* [INSTRUCTION]
Pictures are not part of the copy; repeat everything else in the records exactly.

* [DATA SHOWN]
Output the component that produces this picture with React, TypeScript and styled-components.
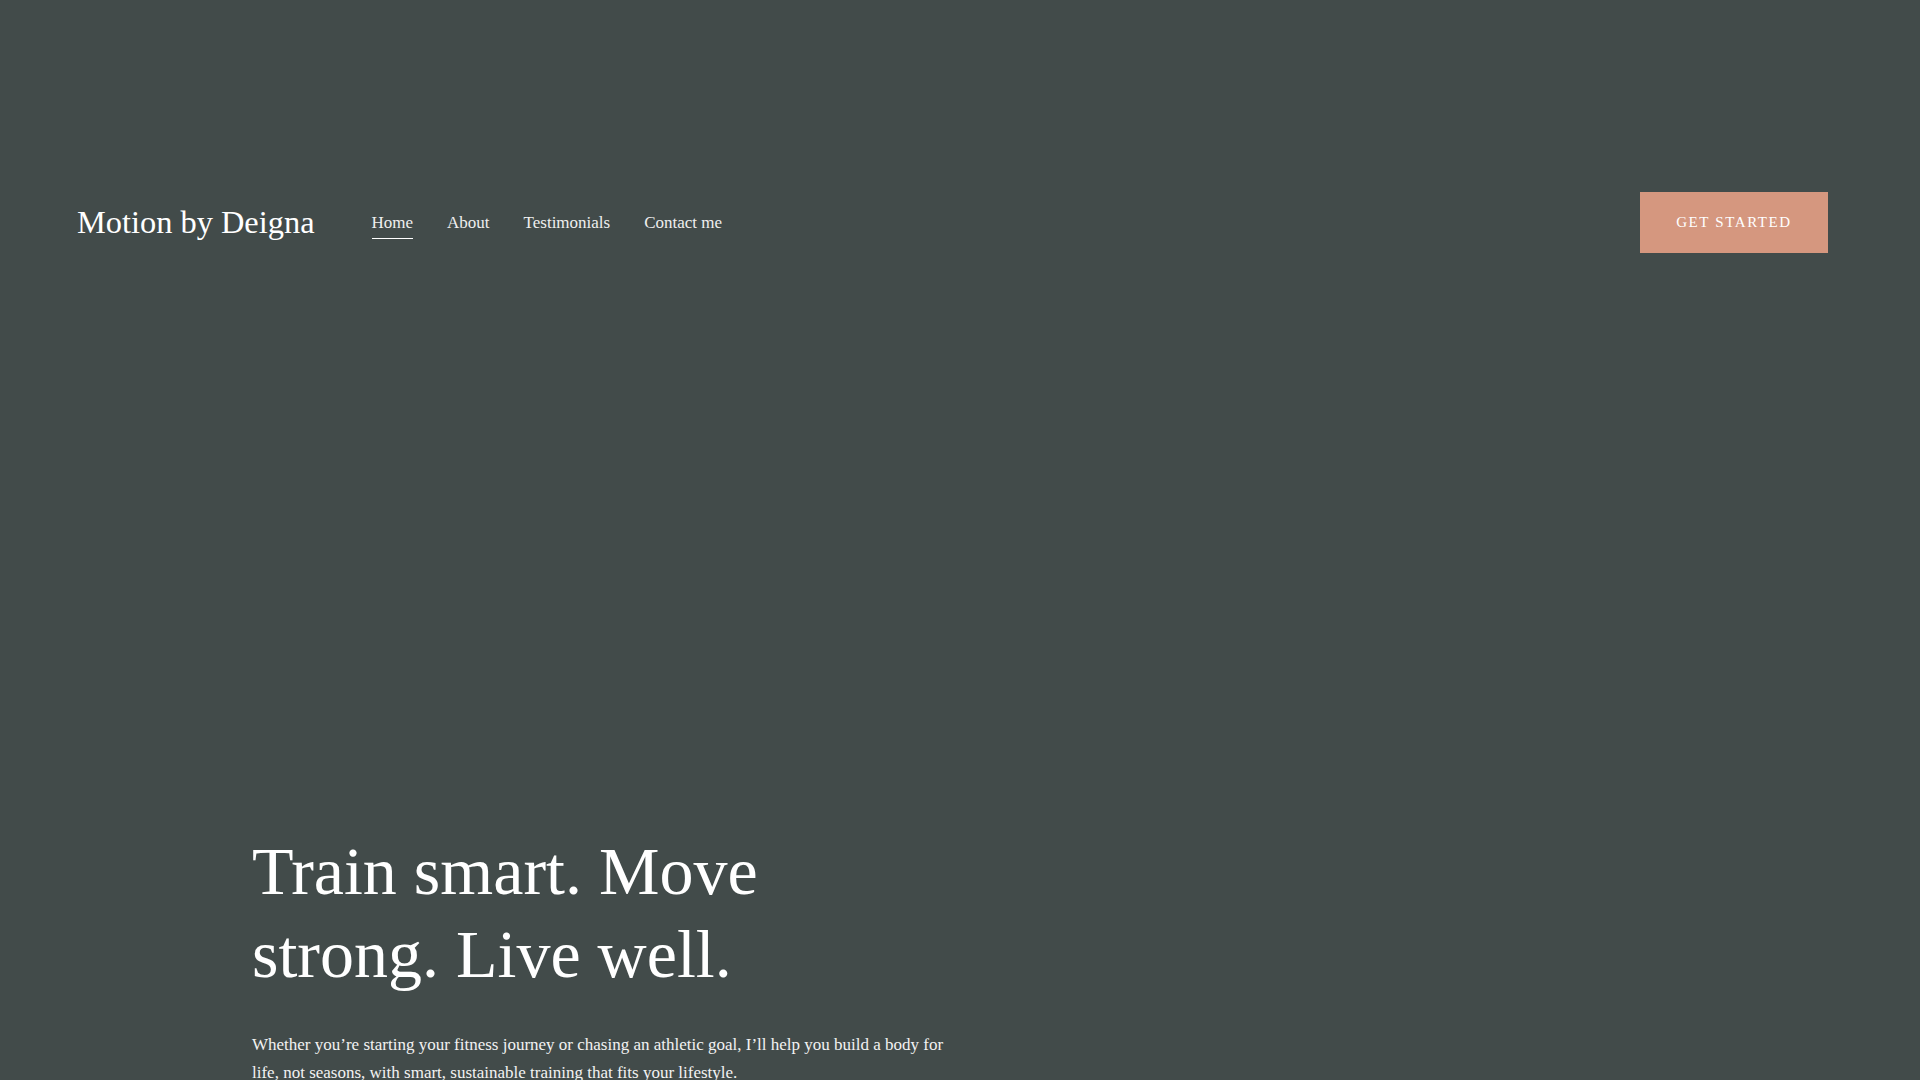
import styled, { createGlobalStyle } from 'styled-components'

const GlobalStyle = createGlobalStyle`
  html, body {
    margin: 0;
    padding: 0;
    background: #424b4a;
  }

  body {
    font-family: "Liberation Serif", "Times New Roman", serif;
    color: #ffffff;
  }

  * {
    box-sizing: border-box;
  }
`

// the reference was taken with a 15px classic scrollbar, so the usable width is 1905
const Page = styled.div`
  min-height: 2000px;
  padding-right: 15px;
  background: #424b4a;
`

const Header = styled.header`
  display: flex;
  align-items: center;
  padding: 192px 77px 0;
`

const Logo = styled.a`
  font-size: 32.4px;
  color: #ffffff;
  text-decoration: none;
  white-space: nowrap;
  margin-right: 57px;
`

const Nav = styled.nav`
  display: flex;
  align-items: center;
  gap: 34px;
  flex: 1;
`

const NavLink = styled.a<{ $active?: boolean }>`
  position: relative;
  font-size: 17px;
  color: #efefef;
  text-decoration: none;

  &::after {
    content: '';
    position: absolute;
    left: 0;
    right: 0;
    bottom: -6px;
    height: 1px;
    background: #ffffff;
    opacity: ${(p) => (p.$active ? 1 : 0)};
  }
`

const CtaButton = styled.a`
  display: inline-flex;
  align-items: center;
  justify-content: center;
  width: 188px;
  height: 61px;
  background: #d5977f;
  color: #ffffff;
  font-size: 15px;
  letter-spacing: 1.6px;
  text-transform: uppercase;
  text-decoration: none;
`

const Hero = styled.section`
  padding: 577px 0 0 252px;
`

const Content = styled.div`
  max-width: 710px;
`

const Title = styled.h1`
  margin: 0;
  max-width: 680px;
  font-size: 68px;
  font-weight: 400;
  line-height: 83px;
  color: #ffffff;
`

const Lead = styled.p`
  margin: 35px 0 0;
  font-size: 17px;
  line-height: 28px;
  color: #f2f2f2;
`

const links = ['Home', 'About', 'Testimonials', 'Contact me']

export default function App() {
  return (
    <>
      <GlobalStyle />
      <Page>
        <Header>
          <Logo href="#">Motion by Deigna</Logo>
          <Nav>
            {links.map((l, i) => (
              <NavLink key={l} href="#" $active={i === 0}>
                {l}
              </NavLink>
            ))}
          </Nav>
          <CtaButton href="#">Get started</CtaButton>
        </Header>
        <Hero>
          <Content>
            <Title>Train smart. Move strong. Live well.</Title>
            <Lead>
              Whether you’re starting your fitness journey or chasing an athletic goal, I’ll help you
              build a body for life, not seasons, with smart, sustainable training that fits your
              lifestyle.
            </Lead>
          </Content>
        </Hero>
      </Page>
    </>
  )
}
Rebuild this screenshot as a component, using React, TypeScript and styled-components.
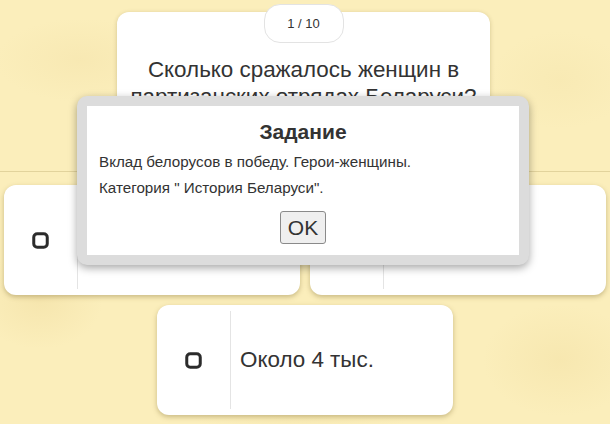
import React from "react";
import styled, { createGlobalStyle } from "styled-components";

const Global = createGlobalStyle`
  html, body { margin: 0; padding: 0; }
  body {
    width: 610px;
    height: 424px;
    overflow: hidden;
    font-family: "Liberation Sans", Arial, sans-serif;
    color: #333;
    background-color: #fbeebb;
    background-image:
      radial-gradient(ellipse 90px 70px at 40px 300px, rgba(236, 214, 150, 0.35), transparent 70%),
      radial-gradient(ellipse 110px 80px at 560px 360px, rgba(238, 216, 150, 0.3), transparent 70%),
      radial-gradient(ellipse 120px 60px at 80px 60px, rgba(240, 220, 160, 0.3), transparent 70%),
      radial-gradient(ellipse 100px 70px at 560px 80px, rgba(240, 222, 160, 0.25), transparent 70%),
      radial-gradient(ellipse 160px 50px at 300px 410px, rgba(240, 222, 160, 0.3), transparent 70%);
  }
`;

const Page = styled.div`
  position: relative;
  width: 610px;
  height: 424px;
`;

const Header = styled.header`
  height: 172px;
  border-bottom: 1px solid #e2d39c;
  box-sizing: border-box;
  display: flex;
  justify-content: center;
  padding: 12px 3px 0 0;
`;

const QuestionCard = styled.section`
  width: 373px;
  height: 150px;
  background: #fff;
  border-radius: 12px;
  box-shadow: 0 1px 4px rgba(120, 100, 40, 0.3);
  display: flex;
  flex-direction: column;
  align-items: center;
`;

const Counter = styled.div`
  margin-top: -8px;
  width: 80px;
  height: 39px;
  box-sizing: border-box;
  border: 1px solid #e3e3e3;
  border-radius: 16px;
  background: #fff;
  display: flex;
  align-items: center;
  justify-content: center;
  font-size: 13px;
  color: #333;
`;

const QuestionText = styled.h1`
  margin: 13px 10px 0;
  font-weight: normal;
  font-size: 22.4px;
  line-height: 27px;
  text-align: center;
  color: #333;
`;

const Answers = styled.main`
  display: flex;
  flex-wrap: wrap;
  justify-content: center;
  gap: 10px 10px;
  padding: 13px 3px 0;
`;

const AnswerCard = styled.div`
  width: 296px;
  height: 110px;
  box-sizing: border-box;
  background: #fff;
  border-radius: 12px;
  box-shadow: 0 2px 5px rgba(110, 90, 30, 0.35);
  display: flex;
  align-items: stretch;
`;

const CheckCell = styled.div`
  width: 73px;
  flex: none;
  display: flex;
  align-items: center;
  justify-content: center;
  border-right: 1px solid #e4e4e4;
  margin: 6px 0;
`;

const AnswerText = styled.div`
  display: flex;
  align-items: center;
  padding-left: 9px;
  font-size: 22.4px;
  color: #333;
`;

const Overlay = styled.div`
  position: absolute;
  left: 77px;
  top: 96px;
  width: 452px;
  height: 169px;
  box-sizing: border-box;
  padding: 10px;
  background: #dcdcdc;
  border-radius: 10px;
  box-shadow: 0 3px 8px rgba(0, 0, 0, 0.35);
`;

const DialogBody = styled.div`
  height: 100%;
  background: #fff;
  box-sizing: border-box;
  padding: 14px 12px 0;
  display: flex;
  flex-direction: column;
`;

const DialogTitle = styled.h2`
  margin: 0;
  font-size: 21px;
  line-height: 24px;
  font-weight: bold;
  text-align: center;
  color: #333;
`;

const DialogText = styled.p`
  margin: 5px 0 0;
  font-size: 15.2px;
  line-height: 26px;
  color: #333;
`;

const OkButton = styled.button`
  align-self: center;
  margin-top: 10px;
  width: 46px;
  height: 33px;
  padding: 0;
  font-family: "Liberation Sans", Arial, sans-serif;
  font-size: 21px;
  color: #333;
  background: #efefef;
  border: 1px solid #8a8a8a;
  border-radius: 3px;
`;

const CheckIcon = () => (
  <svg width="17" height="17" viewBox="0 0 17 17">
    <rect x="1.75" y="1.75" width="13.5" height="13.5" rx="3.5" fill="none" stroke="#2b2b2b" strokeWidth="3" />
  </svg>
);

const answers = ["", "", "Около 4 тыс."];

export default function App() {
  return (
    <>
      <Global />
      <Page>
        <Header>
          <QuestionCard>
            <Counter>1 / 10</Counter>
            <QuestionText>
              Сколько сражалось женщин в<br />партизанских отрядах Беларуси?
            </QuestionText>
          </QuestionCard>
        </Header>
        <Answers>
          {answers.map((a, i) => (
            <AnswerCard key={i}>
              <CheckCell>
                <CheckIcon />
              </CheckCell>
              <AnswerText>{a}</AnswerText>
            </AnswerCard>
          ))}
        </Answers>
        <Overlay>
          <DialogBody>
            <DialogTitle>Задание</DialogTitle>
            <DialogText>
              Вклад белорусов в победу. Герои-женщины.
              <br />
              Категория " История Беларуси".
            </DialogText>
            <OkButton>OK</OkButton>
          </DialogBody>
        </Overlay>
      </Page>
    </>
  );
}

* [TASK OUTPUT]
Output the component that produces this picture with React, TypeScript and styled-components.
import styled, { createGlobalStyle } from 'styled-components'

const GlobalStyle = createGlobalStyle`
  html, body {
    margin: 0;
    padding: 0;
    background: #424b4a;
  }

  body {
    font-family: "Liberation Serif", "Times New Roman", serif;
    color: #ffffff;
  }

  * {
    box-sizing: border-box;
  }
`

// the reference was taken with a 15px classic scrollbar, so the usable width is 1905
const Page = styled.div`
  min-height: 2000px;
  padding-right: 15px;
  background: #424b4a;
`

const Header = styled.header`
  display: flex;
  align-items: center;
  padding: 192px 77px 0;
`

const Logo = styled.a`
  font-size: 32.4px;
  color: #ffffff;
  text-decoration: none;
  white-space: nowrap;
  margin-right: 57px;
`

const Nav = styled.nav`
  display: flex;
  align-items: center;
  gap: 34px;
  flex: 1;
`

const NavLink = styled.a<{ $active?: boolean }>`
  position: relative;
  font-size: 17px;
  color: #efefef;
  text-decoration: none;

  &::after {
    content: '';
    position: absolute;
    left: 0;
    right: 0;
    bottom: -6px;
    height: 1px;
    background: #ffffff;
    opacity: ${(p) => (p.$active ? 1 : 0)};
  }
`

const CtaButton = styled.a`
  display: inline-flex;
  align-items: center;
  justify-content: center;
  width: 188px;
  height: 61px;
  background: #d5977f;
  color: #ffffff;
  font-size: 15px;
  letter-spacing: 1.6px;
  text-transform: uppercase;
  text-decoration: none;
`

const Hero = styled.section`
  padding: 577px 0 0 252px;
`

const Content = styled.div`
  max-width: 710px;
`

const Title = styled.h1`
  margin: 0;
  max-width: 680px;
  font-size: 68px;
  font-weight: 400;
  line-height: 83px;
  color: #ffffff;
`

const Lead = styled.p`
  margin: 35px 0 0;
  font-size: 17px;
  line-height: 28px;
  color: #f2f2f2;
`

const links = ['Home', 'About', 'Testimonials', 'Contact me']

export default function App() {
  return (
    <>
      <GlobalStyle />
      <Page>
        <Header>
          <Logo href="#">Motion by Deigna</Logo>
          <Nav>
            {links.map((l, i) => (
              <NavLink key={l} href="#" $active={i === 0}>
                {l}
              </NavLink>
            ))}
          </Nav>
          <CtaButton href="#">Get started</CtaButton>
        </Header>
        <Hero>
          <Content>
            <Title>Train smart. Move strong. Live well.</Title>
            <Lead>
              Whether you’re starting your fitness journey or chasing an athletic goal, I’ll help you
              build a body for life, not seasons, with smart, sustainable training that fits your
              lifestyle.
            </Lead>
          </Content>
        </Hero>
      </Page>
    </>
  )
}
Rebuild this screenshot as a component, using React, TypeScript and styled-components.
import React from "react";
import styled, { createGlobalStyle } from "styled-components";

const Global = createGlobalStyle`
  html, body { margin: 0; padding: 0; }
  body {
    width: 610px;
    height: 424px;
    overflow: hidden;
    font-family: "Liberation Sans", Arial, sans-serif;
    color: #333;
    background-color: #fbeebb;
    background-image:
      radial-gradient(ellipse 90px 70px at 40px 300px, rgba(236, 214, 150, 0.35), transparent 70%),
      radial-gradient(ellipse 110px 80px at 560px 360px, rgba(238, 216, 150, 0.3), transparent 70%),
      radial-gradient(ellipse 120px 60px at 80px 60px, rgba(240, 220, 160, 0.3), transparent 70%),
      radial-gradient(ellipse 100px 70px at 560px 80px, rgba(240, 222, 160, 0.25), transparent 70%),
      radial-gradient(ellipse 160px 50px at 300px 410px, rgba(240, 222, 160, 0.3), transparent 70%);
  }
`;

const Page = styled.div`
  position: relative;
  width: 610px;
  height: 424px;
`;

const Header = styled.header`
  height: 172px;
  border-bottom: 1px solid #e2d39c;
  box-sizing: border-box;
  display: flex;
  justify-content: center;
  padding: 12px 3px 0 0;
`;

const QuestionCard = styled.section`
  width: 373px;
  height: 150px;
  background: #fff;
  border-radius: 12px;
  box-shadow: 0 1px 4px rgba(120, 100, 40, 0.3);
  display: flex;
  flex-direction: column;
  align-items: center;
`;

const Counter = styled.div`
  margin-top: -8px;
  width: 80px;
  height: 39px;
  box-sizing: border-box;
  border: 1px solid #e3e3e3;
  border-radius: 16px;
  background: #fff;
  display: flex;
  align-items: center;
  justify-content: center;
  font-size: 13px;
  color: #333;
`;

const QuestionText = styled.h1`
  margin: 13px 10px 0;
  font-weight: normal;
  font-size: 22.4px;
  line-height: 27px;
  text-align: center;
  color: #333;
`;

const Answers = styled.main`
  display: flex;
  flex-wrap: wrap;
  justify-content: center;
  gap: 10px 10px;
  padding: 13px 3px 0;
`;

const AnswerCard = styled.div`
  width: 296px;
  height: 110px;
  box-sizing: border-box;
  background: #fff;
  border-radius: 12px;
  box-shadow: 0 2px 5px rgba(110, 90, 30, 0.35);
  display: flex;
  align-items: stretch;
`;

const CheckCell = styled.div`
  width: 73px;
  flex: none;
  display: flex;
  align-items: center;
  justify-content: center;
  border-right: 1px solid #e4e4e4;
  margin: 6px 0;
`;

const AnswerText = styled.div`
  display: flex;
  align-items: center;
  padding-left: 9px;
  font-size: 22.4px;
  color: #333;
`;

const Overlay = styled.div`
  position: absolute;
  left: 77px;
  top: 96px;
  width: 452px;
  height: 169px;
  box-sizing: border-box;
  padding: 10px;
  background: #dcdcdc;
  border-radius: 10px;
  box-shadow: 0 3px 8px rgba(0, 0, 0, 0.35);
`;

const DialogBody = styled.div`
  height: 100%;
  background: #fff;
  box-sizing: border-box;
  padding: 14px 12px 0;
  display: flex;
  flex-direction: column;
`;

const DialogTitle = styled.h2`
  margin: 0;
  font-size: 21px;
  line-height: 24px;
  font-weight: bold;
  text-align: center;
  color: #333;
`;

const DialogText = styled.p`
  margin: 5px 0 0;
  font-size: 15.2px;
  line-height: 26px;
  color: #333;
`;

const OkButton = styled.button`
  align-self: center;
  margin-top: 10px;
  width: 46px;
  height: 33px;
  padding: 0;
  font-family: "Liberation Sans", Arial, sans-serif;
  font-size: 21px;
  color: #333;
  background: #efefef;
  border: 1px solid #8a8a8a;
  border-radius: 3px;
`;

const CheckIcon = () => (
  <svg width="17" height="17" viewBox="0 0 17 17">
    <rect x="1.75" y="1.75" width="13.5" height="13.5" rx="3.5" fill="none" stroke="#2b2b2b" strokeWidth="3" />
  </svg>
);

const answers = ["", "", "Около 4 тыс."];

export default function App() {
  return (
    <>
      <Global />
      <Page>
        <Header>
          <QuestionCard>
            <Counter>1 / 10</Counter>
            <QuestionText>
              Сколько сражалось женщин в<br />партизанских отрядах Беларуси?
            </QuestionText>
          </QuestionCard>
        </Header>
        <Answers>
          {answers.map((a, i) => (
            <AnswerCard key={i}>
              <CheckCell>
                <CheckIcon />
              </CheckCell>
              <AnswerText>{a}</AnswerText>
            </AnswerCard>
          ))}
        </Answers>
        <Overlay>
          <DialogBody>
            <DialogTitle>Задание</DialogTitle>
            <DialogText>
              Вклад белорусов в победу. Герои-женщины.
              <br />
              Категория " История Беларуси".
            </DialogText>
            <OkButton>OK</OkButton>
          </DialogBody>
        </Overlay>
      </Page>
    </>
  );
}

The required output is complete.